NEW YORK/WASHINGTON (Reuters) – In a stinging defeat for President Donald Trump, his administration ended its effort to add a citizenship question to the 2020 U.S. census, saying that it will begin printing forms that do not include the contentious query.

White House and Justice Department officials confirmed the decision, which came in the aftermath of a Supreme Court ruling on June 27 that faulted the Trump administration for its original attempt to add the question.

“I respect the Supreme Court but strongly disagree with its ruling regarding my decision to reinstate a citizenship question on the 2020 census,” Commerce Secretary Wilbur Ross said in a statement.

“The Census Bureau has started the process of printing the decennial questionnaires without the question. My focus, and that of the bureau and the entire department, is to conduct a complete and accurate census,” Ross said.

Although the Supreme Court left open the possibility of the administration adding the question, there was little time left for the government to come up with a new rationale.

The government had said in court filings that it needed to finalize the details of the questionnaire by the end of June.

After the ruling, Trump tweeted that he was consulting lawyers about delaying the census so that the question could be added.

Critics have called the citizenship question a Republican ploy to scare immigrants into not taking part in the population count and engineer an undercount in Democratic-leaning areas with high immigrant and Latino populations. That would benefit non-Hispanic whites and help Trump’s fellow Republicans gain seats in the U.S. House of Representatives and state legislatures, the critics said.

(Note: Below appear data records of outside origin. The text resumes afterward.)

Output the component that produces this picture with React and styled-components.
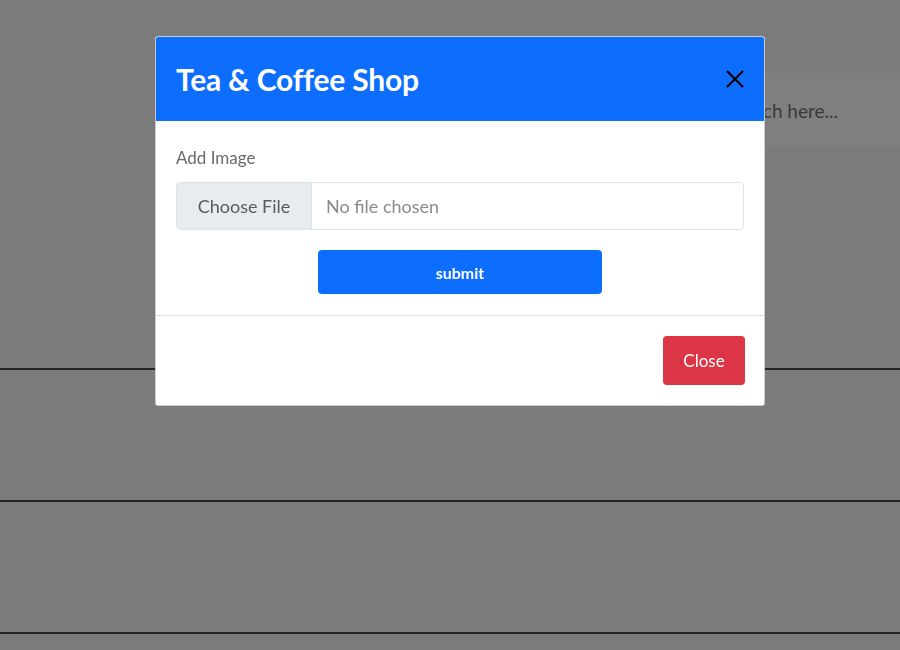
import React from "react";
import styled, { createGlobalStyle } from "styled-components";

const GlobalStyle = createGlobalStyle`
    html, body {
        margin: 0;
        padding: 0;
        background: #7b7b7c;
        font-family: "Lato", "Open Sans", sans-serif;
    }
`;

const Page = styled.div`
    height: 650px;
    overflow: hidden;
    padding-top: 73px;
    box-sizing: border-box;
`;

const SearchBar = styled.div`
    margin-left: auto;
    width: 300px;
    height: 74px;
    background: #7f7f80;
    display: flex;
    align-items: center;
    justify-content: flex-end;
    padding-right: 62px;
    box-sizing: border-box;
    color: #3a3a3d;
    font-size: 19px;
`;

const Table = styled.div`
    margin-top: 221px;
`;

const Row = styled.div`
    height: 132px;
    border-top: 2px solid #242426;
    box-sizing: border-box;
`;

const Overlay = styled.div`
    position: fixed;
    inset: 0;
    padding: 36px 0 0 155px;
`;

const Modal = styled.div`
    width: 610px;
    background: #fff;
    border: 1px solid rgba(0, 0, 0, 0.2);
    border-radius: 3px;
    overflow: hidden;
    box-sizing: border-box;
`;

const Header = styled.div`
    height: 84px;
    background: #0d6efd;
    display: flex;
    align-items: center;
    justify-content: space-between;
    padding: 0 19px 0 20px;
`;

const Title = styled.h5`
    margin: 0;
    color: #fff;
    font-size: 30px;
    font-weight: 700;
    letter-spacing: -0.2px;
`;

const CloseIcon = styled.button`
    background: none;
    border: 0;
    padding: 0;
    display: flex;
    cursor: pointer;
`;

const Body = styled.div`
    padding: 25px 20px 21px;
    border-bottom: 1px solid #dee2e6;
`;

const Label = styled.label`
    display: block;
    font-size: 17px;
    line-height: 24px;
    color: #6a6a6d;
    margin-bottom: 12px;
`;

const FileInput = styled.div`
    display: flex;
    height: 48px;
    border: 1px solid #dee2e6;
    border-radius: 4px;
    overflow: hidden;
    box-sizing: border-box;
    font-size: 18px;
`;

const FileButton = styled.div`
    width: 134px;
    background: #e9ecef;
    border-right: 1px solid #dee2e6;
    color: #5a5a5d;
    display: flex;
    align-items: center;
    justify-content: center;
`;

const FileName = styled.div`
    flex: 1;
    display: flex;
    align-items: center;
    padding-left: 14px;
    color: #8a8a8d;
`;

const Btn = styled.button`
    border: 0;
    border-radius: 4px;
    color: #fff;
    font-family: inherit;
    cursor: pointer;
    background: ${(p) => (p.$variant === "danger" ? "#dc3545" : "#0d6efd")};
    font-size: ${(p) => (p.$variant === "danger" ? "17px" : "16px")};
    font-weight: ${(p) => (p.$variant === "danger" ? 400 : 700)};
`;

const Submit = styled(Btn)`
    display: block;
    margin: 20px auto 0;
    width: 284px;
    height: 44px;
`;

const Footer = styled.div`
    display: flex;
    justify-content: flex-end;
    padding: 20px 19px 20px 20px;
`;

const CloseBtn = styled(Btn)`
    width: 82px;
    height: 49px;
`;

export default function App() {
    return (
        <>
            <GlobalStyle />
            <Page>
                <SearchBar>Search here...</SearchBar>
                <Table>
                    <Row />
                    <Row />
                    <Row />
                </Table>
            </Page>
            <Overlay>
                <Modal>
                    <Header>
                        <Title>Tea &amp; Coffee Shop</Title>
                        <CloseIcon aria-label="Close">
                            <svg width="20" height="20" viewBox="0 0 20 20">
                                <path d="M2 2 L18 18 M18 2 L2 18" stroke="#000" strokeWidth="2.2" />
                            </svg>
                        </CloseIcon>
                    </Header>
                    <Body>
                        <Label>Add Image</Label>
                        <FileInput>
                            <FileButton>Choose File</FileButton>
                            <FileName>No file chosen</FileName>
                        </FileInput>
                        <Submit>submit</Submit>
                    </Body>
                    <Footer>
                        <CloseBtn $variant="danger">Close</CloseBtn>
                    </Footer>
                </Modal>
            </Overlay>
        </>
    );
}
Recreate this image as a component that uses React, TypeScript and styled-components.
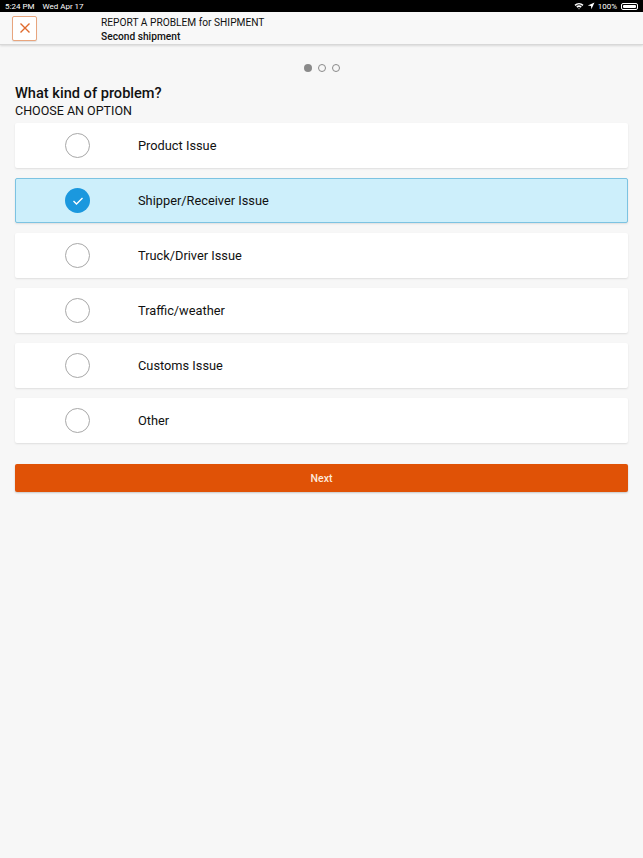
import React from "react";
import styled, { createGlobalStyle } from "styled-components";

const Global = createGlobalStyle`
  html, body { margin: 0; padding: 0; background: #f7f7f7; }
  body { font-family: Roboto, "Liberation Sans", sans-serif; color: #111; }
  * { box-sizing: border-box; }
`;

const Page = styled.div`
  width: 643px;
  min-height: 858px;
  background: #f7f7f7;
  display: flex;
  flex-direction: column;
`;

const StatusBar = styled.div`
  height: 12px;
  background: #000;
  color: #fff;
  font-size: 8px;
  display: flex;
  align-items: center;
  justify-content: space-between;
  padding: 0 5px 0 5px;
`;

const StatusLeft = styled.div`
  display: flex;
  gap: 8px;
`;

const StatusRight = styled.div`
  display: flex;
  align-items: center;
  gap: 3px;
`;

const Battery = styled.div`
  width: 17px;
  height: 7px;
  border: 1px solid #fff;
  border-radius: 2px;
  padding: 1px;
  margin-left: 1px;
  &::before {
    content: "";
    display: block;
    width: 100%;
    height: 100%;
    background: #fff;
    border-radius: 1px;
  }
`;

const Header = styled.div`
  height: 33px;
  background: #f8f8f8;
  border-bottom: 1px solid #d8d8d8;
  box-shadow: 0 1px 2px rgba(0, 0, 0, 0.12);
  display: flex;
  align-items: center;
  padding-left: 12px;
`;

const CloseButton = styled.button`
  width: 25px;
  height: 25px;
  border: 1px solid #e8a57e;
  border-radius: 2px;
  background: #fff;
  padding: 0;
  display: flex;
  align-items: center;
  justify-content: center;
  box-shadow: 0 1px 1px rgba(0, 0, 0, 0.1);
`;

const HeaderText = styled.div`
  margin-left: 64px;
  display: flex;
  flex-direction: column;
  gap: 2px;
  padding-top: 3px;
`;

const HeaderTitle = styled.div`
  font-size: 10.2px;
  color: #111;
  line-height: 12px;
`;

const HeaderSub = styled.div`
  font-size: 10.2px;
  font-weight: 500;
  color: #111;
  line-height: 12px;
`;

const Content = styled.div`
  padding: 0 15px 0 15px;
  display: flex;
  flex-direction: column;
`;

const Dots = styled.div`
  display: flex;
  justify-content: center;
  gap: 6px;
  margin-top: 19px;
  height: 8px;
  align-items: center;
`;

const Dot = styled.span<{ $active?: boolean }>`
  width: 8px;
  height: 8px;
  border-radius: 50%;
  background: ${(p) => (p.$active ? "#8a8a8a" : "transparent")};
  border: ${(p) => (p.$active ? "none" : "1.3px solid #8a8a8a")};
`;

const Question = styled.h1`
  margin: 13px 0 0 0;
  font-size: 14.6px;
  font-weight: 500;
  line-height: 17px;
  color: #111;
`;

const Choose = styled.div`
  font-size: 12.5px;
  line-height: 14px;
  margin-top: 2px;
  color: #111;
`;

const Options = styled.div`
  display: flex;
  flex-direction: column;
  gap: 10px;
  margin-top: 5px;
`;

const Option = styled.div<{ $selected?: boolean }>`
  height: 45px;
  display: flex;
  align-items: center;
  background: ${(p) => (p.$selected ? "#cdeffb" : "#fff")};
  border: 1px solid ${(p) => (p.$selected ? "#7cc3e2" : "transparent")};
  border-radius: 2px;
  box-shadow: 0 1px 2px rgba(0, 0, 0, 0.1);
  padding-left: 49px;
`;

const Radio = styled.span<{ $checked?: boolean }>`
  width: 25px;
  height: 25px;
  border-radius: 50%;
  border: ${(p) => (p.$checked ? "none" : "1px solid #a8a8a8")};
  background: ${(p) => (p.$checked ? "#1b98de" : "#fff")};
  display: flex;
  align-items: center;
  justify-content: center;
  flex-shrink: 0;
`;

const OptionLabel = styled.span`
  margin-left: 48px;
  font-size: 12.8px;
  color: #111;
`;

const NextButton = styled.button`
  margin-top: 21px;
  height: 28px;
  width: 100%;
  background: #e05206;
  border: none;
  border-radius: 2px;
  color: #fde9dc;
  font-family: Roboto, "Liberation Sans", sans-serif;
  font-size: 10.5px;
  font-weight: 500;
  box-shadow: 0 1px 2px rgba(0, 0, 0, 0.2);
`;

const options = [
  "Product Issue",
  "Shipper/Receiver Issue",
  "Truck/Driver Issue",
  "Traffic/weather",
  "Customs Issue",
  "Other",
];

export default function App() {
  const selected = 1;
  return (
    <Page>
      <Global />
      <StatusBar>
        <StatusLeft>
          <span>5:24 PM</span>
          <span>Wed Apr 17</span>
        </StatusLeft>
        <StatusRight>
          <svg width="10" height="8" viewBox="0 0 10 8">
            <path d="M0.5 2.8 A6.5 6.5 0 0 1 9.5 2.8 L8.4 3.9 A5 5 0 0 0 1.6 3.9 Z" fill="#fff" />
            <path d="M2.3 4.6 A4 4 0 0 1 7.7 4.6 L6.6 5.7 A2.5 2.5 0 0 0 3.4 5.7 Z" fill="#fff" />
            <path d="M4.2 6.5 A1.2 1.2 0 0 1 5.8 6.5 L5 7.4 Z" fill="#fff" />
          </svg>
          <svg width="8" height="8" viewBox="0 0 8 8">
            <path d="M7.5 0.5 L0.8 3.6 L4 4 L4.4 7.2 Z" fill="#fff" />
          </svg>
          <span>100%</span>
          <Battery />
        </StatusRight>
      </StatusBar>
      <Header>
        <CloseButton aria-label="close">
          <svg width="12" height="12" viewBox="0 0 12 12">
            <path d="M1.5 1.5 L10.5 10.5 M10.5 1.5 L1.5 10.5" stroke="#e06a2c" strokeWidth="1.4" />
          </svg>
        </CloseButton>
        <HeaderText>
          <HeaderTitle>REPORT A PROBLEM for SHIPMENT</HeaderTitle>
          <HeaderSub>Second shipment</HeaderSub>
        </HeaderText>
      </Header>
      <Content>
        <Dots>
          <Dot $active />
          <Dot />
          <Dot />
        </Dots>
        <Question>What kind of problem?</Question>
        <Choose>CHOOSE AN OPTION</Choose>
        <Options>
          {options.map((o, i) => (
            <Option key={o} $selected={i === selected}>
              <Radio $checked={i === selected}>
                {i === selected && (
                  <svg width="12" height="10" viewBox="0 0 12 10">
                    <path d="M1.5 5 L4.5 8 L10.5 2" stroke="#fff" strokeWidth="1.4" fill="none" />
                  </svg>
                )}
              </Radio>
              <OptionLabel>{o}</OptionLabel>
            </Option>
          ))}
        </Options>
        <NextButton>Next</NextButton>
      </Content>
    </Page>
  );
}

“This is an enormous victory for the rule of law and the Constitution. We still have work to do to ensure a complete count, but this helps us to make sure that the government conducts this count in good faith and in compliance with the law,” Democratic U.S. Senator Brian Schatz said in a statement.

The Trump administration has told the courts that its rationale for adding the question was to better enforce a law that protects the voting rights of racial minorities. Critics called that rationale a pretext, with the Supreme Court’s majority embracing that theory.

The court’s 5-4 ruling saw conservative Chief Justice John Roberts join the court’s four liberals in the majority.